Ascorbic acid attenuates endothelial permeability triggered by cell-free hemoglobin.

BACKGROUND: Increased endothelial permeability is central to shock and organ dysfunction in sepsis but therapeutics targeted to known mediators of increased endothelial permeability have been unsuccessful in patient studies. We previously reported that cell-free hemoglobin (CFH) is elevated in the majority of patients with sepsis and is associated with organ dysfunction, poor clinical outcomes and elevated markers of oxidant injury. Others have shown that Vitamin C (ascorbate) may have endothelial protective effects in sepsis. In this study, we tested the hypothesis that high levels of CFH, as seen in the circulation of patients with sepsis, disrupt endothelial barrier integrity. METHODS: Human umbilical vein endothelial cells (HUVEC) were grown to confluence and treated with CFH with or without ascorbate. Monolayer permeability was measured by Electric Cell-substrate Impedance Sensing (ECIS) or transfer of 14C-inulin.
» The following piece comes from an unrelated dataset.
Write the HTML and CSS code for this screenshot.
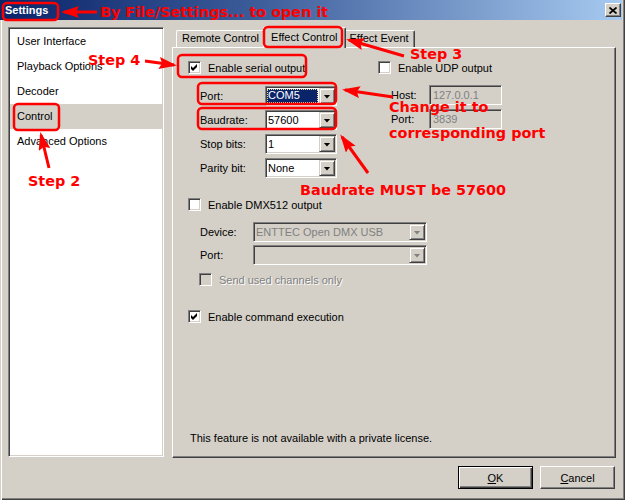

Viability was measured by trypan blue exclusion. Intracellular ascorbate was measured by HPLC. RESULTS: CFH increased permeability in a dose- and time-dependent manner with 1 mg/ml of CFH increasing inulin transfer by 50% without affecting cell viability. CFH (1 mg/ml) also caused a dramatic reduction in intracellular ascorbate in the same time frame (1.4 mM without CFH, 0.23 mM 18 h after 1 mg/ml CFH, p < 0.05). Pre-treatment of HUVECs with ascorbate attenuated CFH induced permeability. CONCLUSIONS: CFH increases endothelial permeability in part through depletion of intracellular ascorbate. Supplementation of ascorbate can attenuate increases in permeability mediated by CFH suggesting a possible therapeutic approach in sepsis.